§ **Instruction**
Extract each line holding the word "this" from the entries.

§ **Extracted data**
--------------------------------------------------

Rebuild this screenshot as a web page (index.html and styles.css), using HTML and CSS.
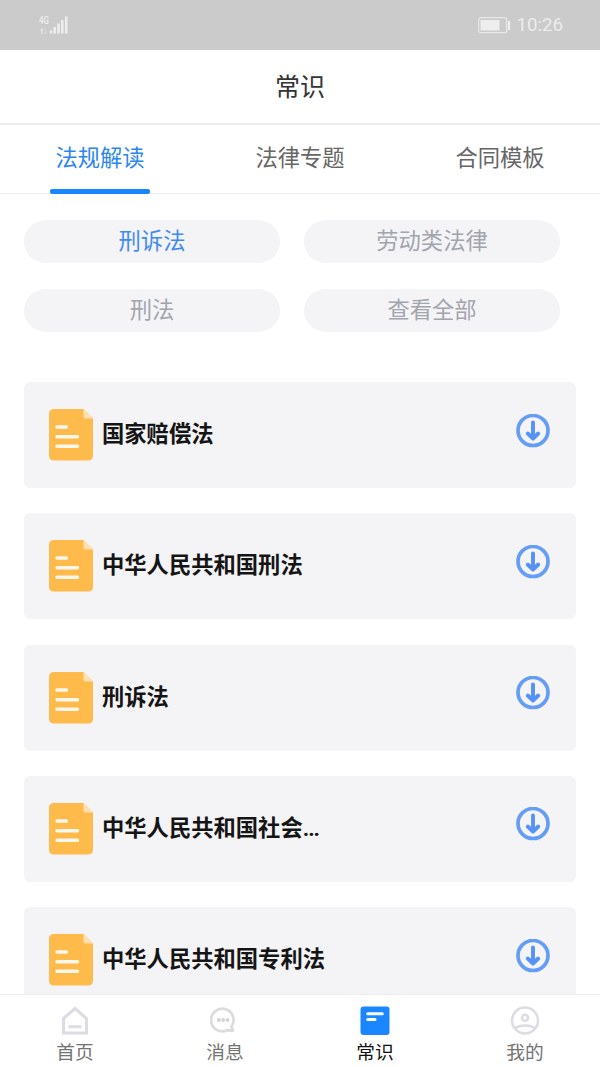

--------------------------------------------------

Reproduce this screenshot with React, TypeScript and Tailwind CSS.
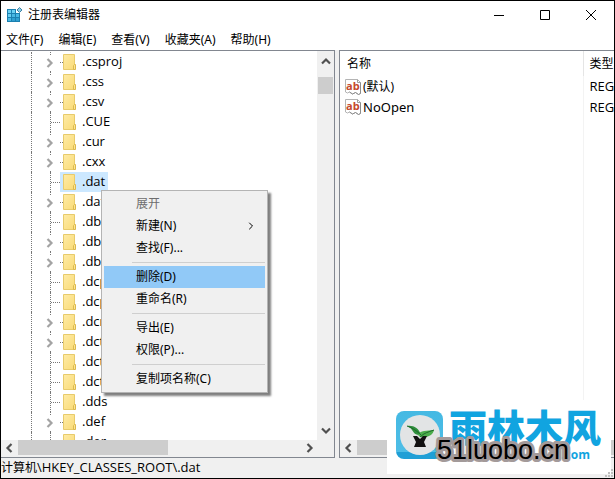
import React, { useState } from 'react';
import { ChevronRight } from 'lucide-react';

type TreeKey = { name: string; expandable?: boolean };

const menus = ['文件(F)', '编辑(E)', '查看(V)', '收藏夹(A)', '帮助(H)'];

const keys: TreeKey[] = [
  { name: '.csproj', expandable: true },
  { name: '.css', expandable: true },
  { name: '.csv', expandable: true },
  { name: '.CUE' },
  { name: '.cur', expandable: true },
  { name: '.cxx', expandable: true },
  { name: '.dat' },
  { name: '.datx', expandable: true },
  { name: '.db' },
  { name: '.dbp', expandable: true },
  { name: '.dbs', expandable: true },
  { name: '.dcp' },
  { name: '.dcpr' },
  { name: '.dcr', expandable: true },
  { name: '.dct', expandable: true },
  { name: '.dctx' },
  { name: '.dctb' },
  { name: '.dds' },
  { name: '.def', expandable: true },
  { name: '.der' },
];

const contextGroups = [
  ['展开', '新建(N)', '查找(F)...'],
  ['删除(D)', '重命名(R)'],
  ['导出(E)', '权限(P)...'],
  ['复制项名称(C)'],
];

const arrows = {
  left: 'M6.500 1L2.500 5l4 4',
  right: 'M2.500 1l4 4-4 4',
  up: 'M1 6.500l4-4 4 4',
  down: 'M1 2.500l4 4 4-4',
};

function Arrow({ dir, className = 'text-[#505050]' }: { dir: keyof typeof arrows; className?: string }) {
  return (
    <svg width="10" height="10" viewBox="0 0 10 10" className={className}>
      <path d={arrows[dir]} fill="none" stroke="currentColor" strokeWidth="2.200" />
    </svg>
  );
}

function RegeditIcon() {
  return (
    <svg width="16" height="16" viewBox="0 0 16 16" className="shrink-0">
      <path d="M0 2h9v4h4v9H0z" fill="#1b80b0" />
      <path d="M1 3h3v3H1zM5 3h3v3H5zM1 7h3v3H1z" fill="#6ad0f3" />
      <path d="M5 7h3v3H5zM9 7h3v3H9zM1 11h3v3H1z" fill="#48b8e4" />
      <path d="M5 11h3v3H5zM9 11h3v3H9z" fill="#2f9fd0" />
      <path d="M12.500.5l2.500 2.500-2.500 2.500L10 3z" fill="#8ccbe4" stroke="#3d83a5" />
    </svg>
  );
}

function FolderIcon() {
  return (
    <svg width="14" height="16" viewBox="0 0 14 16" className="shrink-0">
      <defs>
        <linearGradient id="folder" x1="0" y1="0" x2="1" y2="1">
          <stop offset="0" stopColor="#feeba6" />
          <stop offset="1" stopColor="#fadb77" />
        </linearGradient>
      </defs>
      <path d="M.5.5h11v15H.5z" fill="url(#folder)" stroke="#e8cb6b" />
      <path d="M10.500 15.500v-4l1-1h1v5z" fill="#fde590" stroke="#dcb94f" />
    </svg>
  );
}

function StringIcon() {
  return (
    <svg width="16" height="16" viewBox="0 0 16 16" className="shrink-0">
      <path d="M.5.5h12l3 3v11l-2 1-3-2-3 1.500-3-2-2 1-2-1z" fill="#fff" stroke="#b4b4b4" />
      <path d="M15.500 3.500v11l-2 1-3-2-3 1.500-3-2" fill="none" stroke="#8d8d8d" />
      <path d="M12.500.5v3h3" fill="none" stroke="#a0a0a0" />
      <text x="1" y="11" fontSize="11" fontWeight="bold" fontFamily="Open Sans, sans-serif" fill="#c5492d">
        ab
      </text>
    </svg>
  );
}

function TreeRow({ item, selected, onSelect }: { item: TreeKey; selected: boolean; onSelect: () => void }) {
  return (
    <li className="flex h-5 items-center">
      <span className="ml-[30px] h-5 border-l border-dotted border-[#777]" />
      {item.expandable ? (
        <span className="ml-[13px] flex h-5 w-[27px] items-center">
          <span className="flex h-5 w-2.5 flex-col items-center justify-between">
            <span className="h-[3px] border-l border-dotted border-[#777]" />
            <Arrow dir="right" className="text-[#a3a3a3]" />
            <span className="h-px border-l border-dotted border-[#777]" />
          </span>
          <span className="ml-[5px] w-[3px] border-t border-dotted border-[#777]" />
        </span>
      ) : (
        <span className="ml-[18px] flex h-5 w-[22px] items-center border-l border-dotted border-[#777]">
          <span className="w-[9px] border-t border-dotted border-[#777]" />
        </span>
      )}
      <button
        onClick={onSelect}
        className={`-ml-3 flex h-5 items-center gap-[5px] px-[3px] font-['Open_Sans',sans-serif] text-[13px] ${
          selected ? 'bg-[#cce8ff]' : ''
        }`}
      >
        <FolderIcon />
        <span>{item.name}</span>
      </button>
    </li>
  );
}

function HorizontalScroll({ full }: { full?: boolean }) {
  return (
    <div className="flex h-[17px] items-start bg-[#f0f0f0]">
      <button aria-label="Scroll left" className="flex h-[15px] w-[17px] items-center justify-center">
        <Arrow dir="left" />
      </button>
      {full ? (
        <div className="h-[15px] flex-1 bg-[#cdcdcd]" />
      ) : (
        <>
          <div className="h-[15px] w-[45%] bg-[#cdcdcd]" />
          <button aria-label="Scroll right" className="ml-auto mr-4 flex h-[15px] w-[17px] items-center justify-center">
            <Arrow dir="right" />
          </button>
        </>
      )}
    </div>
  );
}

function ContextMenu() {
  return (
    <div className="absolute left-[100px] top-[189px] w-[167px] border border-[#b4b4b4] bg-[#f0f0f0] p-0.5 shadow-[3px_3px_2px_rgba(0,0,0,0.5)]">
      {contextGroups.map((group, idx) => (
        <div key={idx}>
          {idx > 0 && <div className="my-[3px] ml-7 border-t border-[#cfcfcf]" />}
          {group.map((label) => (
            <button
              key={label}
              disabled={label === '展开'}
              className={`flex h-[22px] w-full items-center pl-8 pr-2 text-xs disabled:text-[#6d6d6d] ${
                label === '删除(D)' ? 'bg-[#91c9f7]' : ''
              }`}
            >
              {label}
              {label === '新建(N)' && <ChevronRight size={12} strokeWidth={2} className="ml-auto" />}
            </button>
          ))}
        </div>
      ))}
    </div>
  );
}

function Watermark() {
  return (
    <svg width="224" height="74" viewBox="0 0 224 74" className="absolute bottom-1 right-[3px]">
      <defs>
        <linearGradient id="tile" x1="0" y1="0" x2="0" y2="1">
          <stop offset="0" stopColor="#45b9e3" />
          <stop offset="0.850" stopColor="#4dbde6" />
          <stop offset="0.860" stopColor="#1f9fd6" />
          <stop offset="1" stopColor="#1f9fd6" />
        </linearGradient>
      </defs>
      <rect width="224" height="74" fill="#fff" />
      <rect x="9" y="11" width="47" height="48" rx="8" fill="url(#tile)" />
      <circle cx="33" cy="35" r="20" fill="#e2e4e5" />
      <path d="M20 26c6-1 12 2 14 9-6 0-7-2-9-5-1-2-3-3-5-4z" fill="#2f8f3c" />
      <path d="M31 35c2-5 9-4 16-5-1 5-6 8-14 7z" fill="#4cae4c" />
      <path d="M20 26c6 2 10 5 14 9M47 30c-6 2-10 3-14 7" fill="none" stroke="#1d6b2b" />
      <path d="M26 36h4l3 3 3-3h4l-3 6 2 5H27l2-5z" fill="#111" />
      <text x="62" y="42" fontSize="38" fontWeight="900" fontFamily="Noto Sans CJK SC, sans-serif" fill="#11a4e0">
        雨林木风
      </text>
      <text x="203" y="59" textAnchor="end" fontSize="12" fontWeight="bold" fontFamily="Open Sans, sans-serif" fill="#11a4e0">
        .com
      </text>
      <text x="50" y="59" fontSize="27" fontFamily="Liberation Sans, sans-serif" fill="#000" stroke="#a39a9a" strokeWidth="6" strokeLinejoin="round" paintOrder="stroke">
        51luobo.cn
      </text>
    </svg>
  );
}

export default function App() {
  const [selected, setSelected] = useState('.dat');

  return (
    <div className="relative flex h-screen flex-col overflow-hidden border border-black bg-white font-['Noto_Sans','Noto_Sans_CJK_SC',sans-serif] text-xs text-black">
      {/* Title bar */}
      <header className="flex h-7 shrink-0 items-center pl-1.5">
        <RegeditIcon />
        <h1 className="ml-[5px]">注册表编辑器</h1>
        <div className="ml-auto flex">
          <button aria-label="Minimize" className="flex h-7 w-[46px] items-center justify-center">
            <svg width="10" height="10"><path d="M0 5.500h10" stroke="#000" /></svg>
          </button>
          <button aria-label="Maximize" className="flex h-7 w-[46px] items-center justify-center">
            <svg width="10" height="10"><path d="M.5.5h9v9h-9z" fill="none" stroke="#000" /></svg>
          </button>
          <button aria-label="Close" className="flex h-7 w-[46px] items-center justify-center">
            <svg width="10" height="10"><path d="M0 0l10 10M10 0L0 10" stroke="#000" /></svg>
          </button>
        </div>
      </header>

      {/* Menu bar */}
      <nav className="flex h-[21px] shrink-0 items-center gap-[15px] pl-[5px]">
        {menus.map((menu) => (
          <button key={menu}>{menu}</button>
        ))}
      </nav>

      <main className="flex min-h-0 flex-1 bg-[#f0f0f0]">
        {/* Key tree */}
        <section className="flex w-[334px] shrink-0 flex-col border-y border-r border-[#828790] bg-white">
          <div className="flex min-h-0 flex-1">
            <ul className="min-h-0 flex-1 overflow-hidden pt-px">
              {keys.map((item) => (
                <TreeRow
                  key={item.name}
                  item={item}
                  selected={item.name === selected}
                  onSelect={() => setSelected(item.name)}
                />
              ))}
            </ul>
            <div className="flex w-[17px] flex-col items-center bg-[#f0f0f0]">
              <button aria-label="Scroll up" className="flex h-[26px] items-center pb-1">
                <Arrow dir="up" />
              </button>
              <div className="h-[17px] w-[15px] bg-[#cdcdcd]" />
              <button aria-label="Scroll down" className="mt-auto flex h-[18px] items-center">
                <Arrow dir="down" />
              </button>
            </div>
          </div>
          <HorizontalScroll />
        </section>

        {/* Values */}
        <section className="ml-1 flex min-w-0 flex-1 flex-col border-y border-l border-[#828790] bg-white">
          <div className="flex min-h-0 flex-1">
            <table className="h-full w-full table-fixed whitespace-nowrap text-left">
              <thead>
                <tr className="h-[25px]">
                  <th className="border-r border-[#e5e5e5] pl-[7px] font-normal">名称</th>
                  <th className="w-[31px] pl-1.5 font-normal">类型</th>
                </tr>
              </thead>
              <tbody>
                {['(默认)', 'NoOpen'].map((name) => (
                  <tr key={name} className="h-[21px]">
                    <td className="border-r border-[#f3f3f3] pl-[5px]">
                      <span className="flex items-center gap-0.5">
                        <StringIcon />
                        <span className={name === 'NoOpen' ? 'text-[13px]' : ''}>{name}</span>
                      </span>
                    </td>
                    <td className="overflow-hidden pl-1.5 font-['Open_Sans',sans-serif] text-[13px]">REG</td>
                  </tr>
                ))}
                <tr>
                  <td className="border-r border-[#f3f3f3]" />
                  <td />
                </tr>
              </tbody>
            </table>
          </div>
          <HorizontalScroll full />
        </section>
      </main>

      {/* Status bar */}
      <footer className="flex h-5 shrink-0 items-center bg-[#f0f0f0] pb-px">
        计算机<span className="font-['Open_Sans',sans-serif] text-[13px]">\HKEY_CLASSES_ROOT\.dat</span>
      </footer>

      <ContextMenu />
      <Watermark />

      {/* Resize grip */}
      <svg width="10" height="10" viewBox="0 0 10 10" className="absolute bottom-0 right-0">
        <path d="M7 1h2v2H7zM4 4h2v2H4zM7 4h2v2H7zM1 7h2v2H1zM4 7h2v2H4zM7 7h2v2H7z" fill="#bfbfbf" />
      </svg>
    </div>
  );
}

--------------------------------------------------

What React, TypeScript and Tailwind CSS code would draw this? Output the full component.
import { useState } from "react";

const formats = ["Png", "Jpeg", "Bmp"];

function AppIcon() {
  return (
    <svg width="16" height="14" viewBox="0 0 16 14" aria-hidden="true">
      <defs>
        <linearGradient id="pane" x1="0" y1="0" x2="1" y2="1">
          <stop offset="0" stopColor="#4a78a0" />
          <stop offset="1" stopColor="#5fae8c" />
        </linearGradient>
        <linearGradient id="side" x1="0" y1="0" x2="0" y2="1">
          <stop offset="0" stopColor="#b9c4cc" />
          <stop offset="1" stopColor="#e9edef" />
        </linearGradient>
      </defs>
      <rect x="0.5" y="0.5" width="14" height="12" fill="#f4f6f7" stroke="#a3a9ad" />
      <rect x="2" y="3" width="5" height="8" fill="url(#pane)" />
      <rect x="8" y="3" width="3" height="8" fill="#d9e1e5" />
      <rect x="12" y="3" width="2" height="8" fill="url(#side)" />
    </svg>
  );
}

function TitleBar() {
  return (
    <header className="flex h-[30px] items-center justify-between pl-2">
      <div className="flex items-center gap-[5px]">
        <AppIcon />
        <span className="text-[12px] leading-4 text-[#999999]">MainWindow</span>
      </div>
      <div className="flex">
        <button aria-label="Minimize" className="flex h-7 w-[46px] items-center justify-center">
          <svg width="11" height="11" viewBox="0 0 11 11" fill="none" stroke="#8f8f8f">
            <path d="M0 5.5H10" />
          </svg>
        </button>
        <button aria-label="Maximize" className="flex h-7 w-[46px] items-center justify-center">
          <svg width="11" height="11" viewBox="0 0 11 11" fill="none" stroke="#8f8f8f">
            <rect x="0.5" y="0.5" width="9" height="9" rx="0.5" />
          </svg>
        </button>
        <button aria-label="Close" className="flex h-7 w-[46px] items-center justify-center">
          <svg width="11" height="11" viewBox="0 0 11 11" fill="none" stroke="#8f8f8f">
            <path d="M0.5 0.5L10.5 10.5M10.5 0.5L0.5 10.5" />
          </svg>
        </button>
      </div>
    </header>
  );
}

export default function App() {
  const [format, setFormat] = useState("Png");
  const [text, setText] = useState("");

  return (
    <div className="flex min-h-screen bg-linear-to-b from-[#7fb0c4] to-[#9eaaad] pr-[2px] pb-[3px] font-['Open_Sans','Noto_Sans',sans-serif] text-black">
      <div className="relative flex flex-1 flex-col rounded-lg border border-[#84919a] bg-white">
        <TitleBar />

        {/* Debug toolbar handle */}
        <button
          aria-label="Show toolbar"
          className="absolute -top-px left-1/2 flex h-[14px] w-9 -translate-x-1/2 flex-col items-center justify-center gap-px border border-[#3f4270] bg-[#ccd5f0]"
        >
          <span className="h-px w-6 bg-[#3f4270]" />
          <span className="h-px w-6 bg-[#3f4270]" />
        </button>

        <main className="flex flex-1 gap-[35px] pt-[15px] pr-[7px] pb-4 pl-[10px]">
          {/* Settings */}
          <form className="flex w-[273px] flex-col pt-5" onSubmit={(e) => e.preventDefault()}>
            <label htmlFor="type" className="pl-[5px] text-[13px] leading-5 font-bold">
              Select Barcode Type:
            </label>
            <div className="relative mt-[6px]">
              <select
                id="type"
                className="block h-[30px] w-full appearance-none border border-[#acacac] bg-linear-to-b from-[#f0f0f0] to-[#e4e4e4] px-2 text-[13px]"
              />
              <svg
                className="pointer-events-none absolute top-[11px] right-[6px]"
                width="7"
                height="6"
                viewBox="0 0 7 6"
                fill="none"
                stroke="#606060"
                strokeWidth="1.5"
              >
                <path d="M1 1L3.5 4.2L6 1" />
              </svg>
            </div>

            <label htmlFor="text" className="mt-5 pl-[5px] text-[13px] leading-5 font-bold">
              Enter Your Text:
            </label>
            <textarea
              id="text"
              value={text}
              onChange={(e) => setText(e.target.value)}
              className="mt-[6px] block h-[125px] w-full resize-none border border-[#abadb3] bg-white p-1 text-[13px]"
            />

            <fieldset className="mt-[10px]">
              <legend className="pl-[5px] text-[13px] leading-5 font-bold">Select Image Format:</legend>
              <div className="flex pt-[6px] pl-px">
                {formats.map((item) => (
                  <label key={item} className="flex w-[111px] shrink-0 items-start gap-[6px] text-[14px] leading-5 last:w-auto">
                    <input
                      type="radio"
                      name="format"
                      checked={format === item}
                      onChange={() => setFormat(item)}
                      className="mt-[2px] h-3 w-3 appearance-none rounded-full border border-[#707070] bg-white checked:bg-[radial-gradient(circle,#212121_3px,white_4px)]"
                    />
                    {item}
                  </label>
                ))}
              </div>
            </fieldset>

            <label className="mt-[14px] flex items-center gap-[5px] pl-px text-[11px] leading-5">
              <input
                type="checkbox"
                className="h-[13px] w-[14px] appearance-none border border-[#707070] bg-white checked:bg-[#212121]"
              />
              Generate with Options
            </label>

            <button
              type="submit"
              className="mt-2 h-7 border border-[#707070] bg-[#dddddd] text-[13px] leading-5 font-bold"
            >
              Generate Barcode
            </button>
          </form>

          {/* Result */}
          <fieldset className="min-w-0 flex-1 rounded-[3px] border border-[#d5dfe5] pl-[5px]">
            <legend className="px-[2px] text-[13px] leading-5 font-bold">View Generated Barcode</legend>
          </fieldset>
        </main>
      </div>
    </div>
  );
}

--------------------------------------------------

§ **The completed task**
Rebuild this screenshot as a web page (index.html and styles.css), using HTML and CSS.
Reproduce this screenshot with React, TypeScript and Tailwind CSS.
What React, TypeScript and Tailwind CSS code would draw this? Output the full component.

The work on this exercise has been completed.